(Code that builds pages)

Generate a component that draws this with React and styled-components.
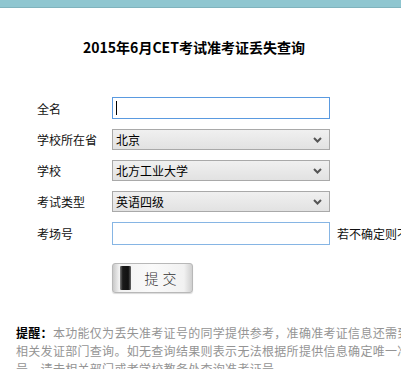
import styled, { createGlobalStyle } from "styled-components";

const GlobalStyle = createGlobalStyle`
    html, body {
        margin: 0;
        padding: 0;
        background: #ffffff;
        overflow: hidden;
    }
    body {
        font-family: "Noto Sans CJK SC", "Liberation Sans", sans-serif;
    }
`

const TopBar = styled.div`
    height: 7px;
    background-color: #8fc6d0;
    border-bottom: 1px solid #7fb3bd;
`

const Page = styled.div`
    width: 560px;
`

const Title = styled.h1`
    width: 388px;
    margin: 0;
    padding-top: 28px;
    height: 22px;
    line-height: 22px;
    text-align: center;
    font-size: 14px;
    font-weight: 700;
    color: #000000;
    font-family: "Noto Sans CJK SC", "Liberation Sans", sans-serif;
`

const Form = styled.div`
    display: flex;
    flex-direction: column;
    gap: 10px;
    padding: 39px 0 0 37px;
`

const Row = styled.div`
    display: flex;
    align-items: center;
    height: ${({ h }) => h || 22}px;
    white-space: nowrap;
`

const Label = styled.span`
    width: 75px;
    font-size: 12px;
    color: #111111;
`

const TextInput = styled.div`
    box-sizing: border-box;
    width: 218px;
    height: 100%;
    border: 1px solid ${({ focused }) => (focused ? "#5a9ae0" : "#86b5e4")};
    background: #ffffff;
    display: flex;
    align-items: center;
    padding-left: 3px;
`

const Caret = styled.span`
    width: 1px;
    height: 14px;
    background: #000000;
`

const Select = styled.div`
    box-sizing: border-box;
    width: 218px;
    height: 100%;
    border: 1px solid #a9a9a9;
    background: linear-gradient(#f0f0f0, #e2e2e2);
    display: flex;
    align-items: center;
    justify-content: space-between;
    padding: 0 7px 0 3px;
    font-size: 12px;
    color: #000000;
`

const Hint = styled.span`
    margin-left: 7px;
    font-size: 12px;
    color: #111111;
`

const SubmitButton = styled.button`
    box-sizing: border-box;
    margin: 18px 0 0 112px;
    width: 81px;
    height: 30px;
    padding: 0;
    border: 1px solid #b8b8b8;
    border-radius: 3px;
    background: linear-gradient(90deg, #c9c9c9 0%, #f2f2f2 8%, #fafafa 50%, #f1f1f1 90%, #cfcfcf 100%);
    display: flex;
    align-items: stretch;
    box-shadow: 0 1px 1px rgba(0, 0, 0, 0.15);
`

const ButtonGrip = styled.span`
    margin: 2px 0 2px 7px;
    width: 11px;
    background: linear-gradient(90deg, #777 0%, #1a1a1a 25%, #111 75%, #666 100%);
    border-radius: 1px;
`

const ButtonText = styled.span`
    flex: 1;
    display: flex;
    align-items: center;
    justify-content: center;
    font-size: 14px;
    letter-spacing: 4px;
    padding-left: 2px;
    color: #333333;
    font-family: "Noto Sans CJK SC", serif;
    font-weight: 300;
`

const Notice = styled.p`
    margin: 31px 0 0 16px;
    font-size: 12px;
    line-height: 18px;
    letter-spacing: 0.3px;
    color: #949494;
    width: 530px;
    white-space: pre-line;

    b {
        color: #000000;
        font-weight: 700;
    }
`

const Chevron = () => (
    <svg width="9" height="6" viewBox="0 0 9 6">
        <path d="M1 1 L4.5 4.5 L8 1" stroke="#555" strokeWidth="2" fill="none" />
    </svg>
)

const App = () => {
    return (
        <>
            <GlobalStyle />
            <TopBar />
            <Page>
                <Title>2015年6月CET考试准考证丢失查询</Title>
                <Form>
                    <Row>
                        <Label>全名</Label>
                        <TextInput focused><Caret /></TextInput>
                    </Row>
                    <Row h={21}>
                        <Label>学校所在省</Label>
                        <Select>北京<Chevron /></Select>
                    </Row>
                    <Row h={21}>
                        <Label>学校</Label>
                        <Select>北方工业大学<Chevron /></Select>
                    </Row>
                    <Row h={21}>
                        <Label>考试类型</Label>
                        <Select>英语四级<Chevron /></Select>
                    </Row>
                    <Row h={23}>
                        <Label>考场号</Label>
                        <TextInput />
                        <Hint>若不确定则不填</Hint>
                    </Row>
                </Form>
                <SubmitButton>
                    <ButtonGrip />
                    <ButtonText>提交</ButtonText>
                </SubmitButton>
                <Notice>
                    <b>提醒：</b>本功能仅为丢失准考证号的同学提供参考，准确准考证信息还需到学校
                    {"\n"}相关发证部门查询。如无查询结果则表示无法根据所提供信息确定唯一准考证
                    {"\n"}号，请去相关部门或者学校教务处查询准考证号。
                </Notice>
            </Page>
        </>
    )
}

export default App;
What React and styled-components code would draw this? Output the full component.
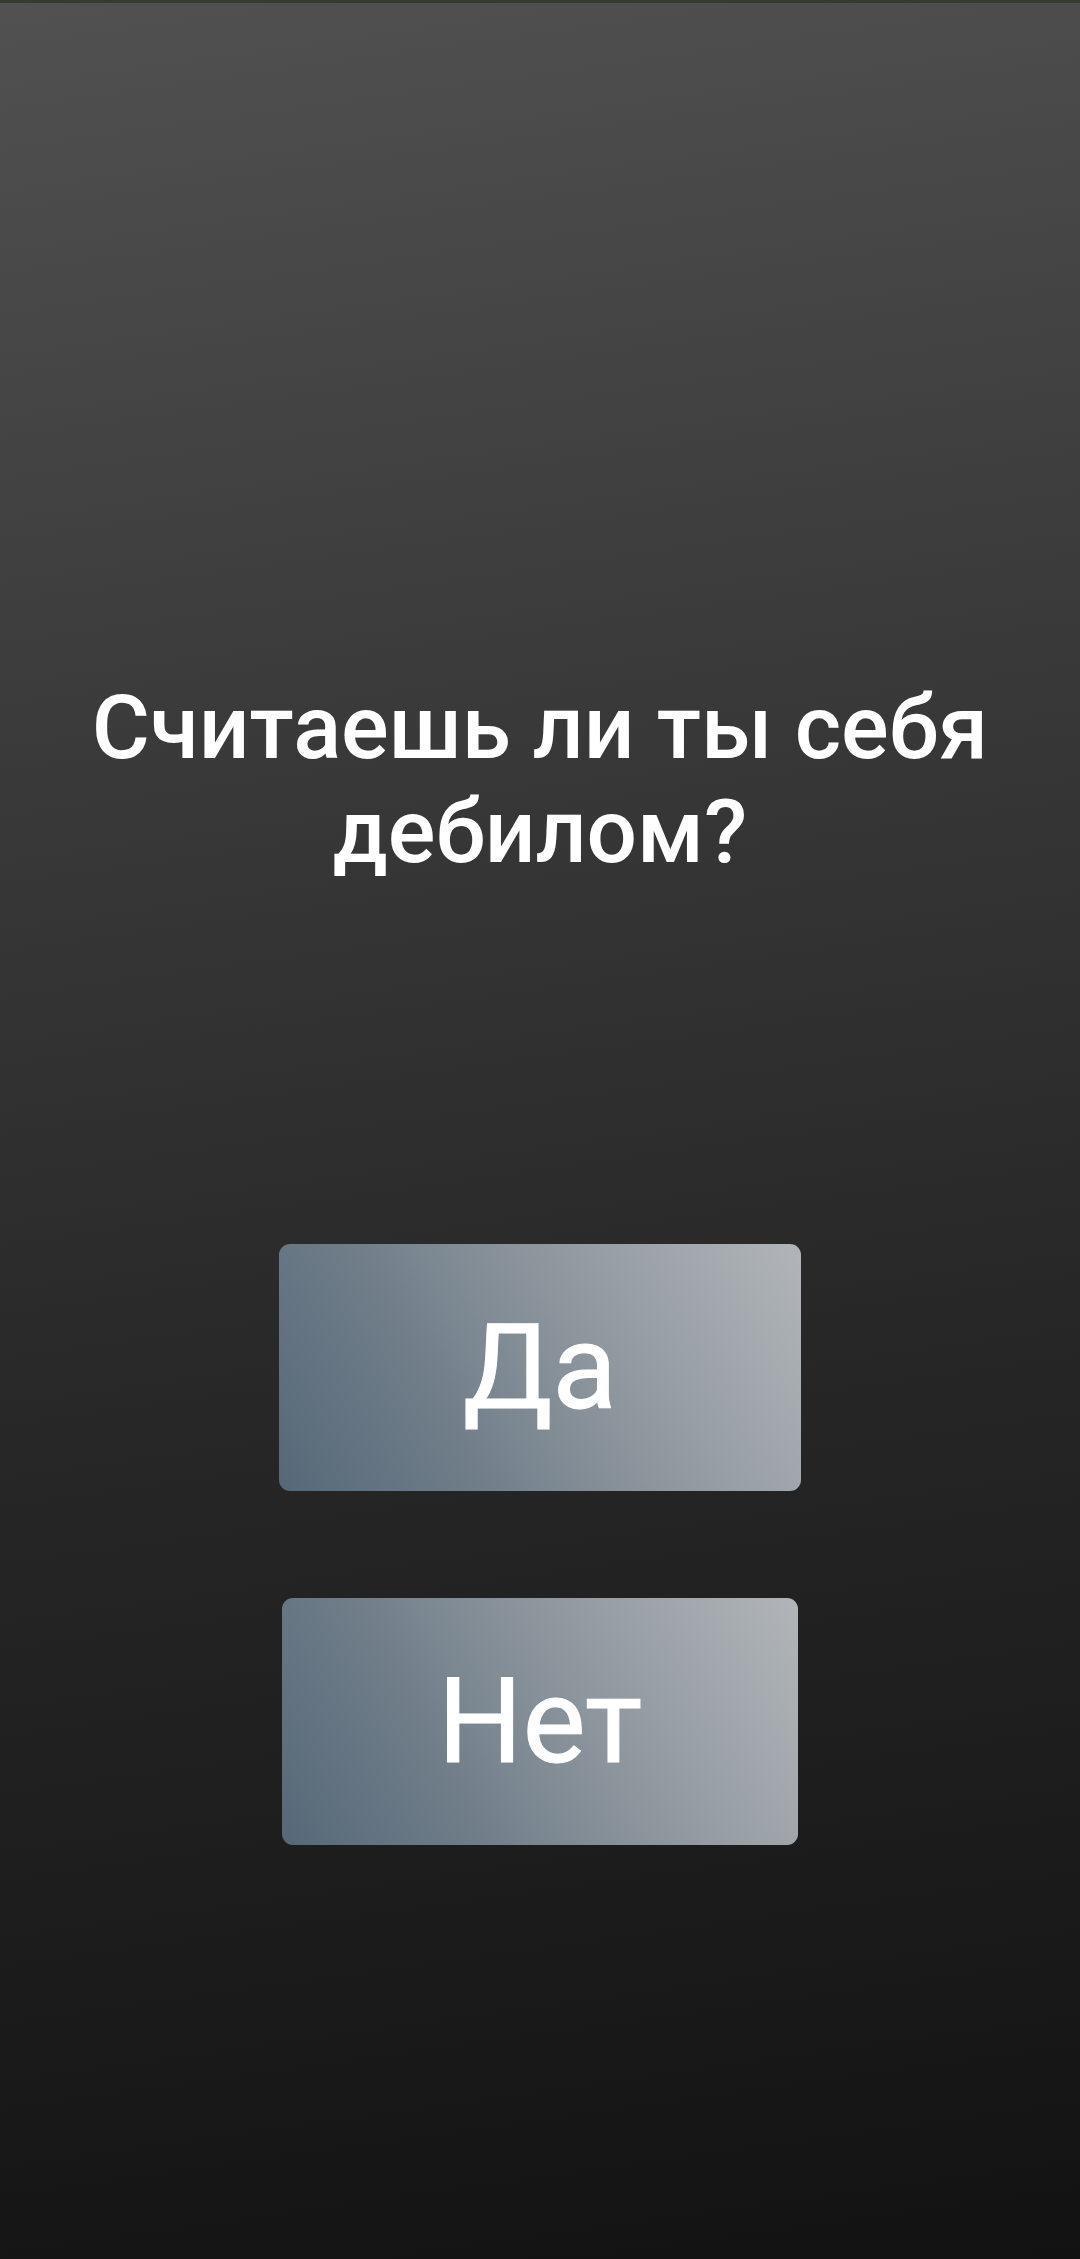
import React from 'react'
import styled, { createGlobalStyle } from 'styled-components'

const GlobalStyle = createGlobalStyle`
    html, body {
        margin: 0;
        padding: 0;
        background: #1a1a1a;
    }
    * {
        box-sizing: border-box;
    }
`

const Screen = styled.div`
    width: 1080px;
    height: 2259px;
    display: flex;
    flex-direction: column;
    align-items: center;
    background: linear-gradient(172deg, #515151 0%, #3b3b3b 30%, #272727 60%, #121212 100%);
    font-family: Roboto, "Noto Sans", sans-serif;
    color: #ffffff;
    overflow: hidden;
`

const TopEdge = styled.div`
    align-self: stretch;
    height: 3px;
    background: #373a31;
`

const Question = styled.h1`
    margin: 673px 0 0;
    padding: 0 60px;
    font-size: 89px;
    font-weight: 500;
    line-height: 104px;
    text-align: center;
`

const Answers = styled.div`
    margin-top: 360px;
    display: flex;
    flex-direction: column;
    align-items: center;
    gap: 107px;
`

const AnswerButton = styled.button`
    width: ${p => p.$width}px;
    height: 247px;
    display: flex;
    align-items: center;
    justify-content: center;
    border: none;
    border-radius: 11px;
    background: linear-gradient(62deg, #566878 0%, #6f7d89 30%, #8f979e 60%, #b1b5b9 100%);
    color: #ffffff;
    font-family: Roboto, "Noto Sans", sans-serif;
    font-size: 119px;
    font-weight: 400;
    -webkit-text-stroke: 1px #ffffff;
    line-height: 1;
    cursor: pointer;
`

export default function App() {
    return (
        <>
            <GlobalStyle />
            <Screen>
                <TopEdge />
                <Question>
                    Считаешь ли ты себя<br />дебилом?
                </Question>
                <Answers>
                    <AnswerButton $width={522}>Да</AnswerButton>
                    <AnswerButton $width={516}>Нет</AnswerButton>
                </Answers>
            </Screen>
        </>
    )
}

• EXERCISE BRIEF: Copy all lines from the data that hold the word "components".

• RIGHT ANSWER:
Generate a component that draws this with React and styled-components.
import styled, { createGlobalStyle } from "styled-components";
What React and styled-components code would draw this? Output the full component.
import styled, { createGlobalStyle } from 'styled-components'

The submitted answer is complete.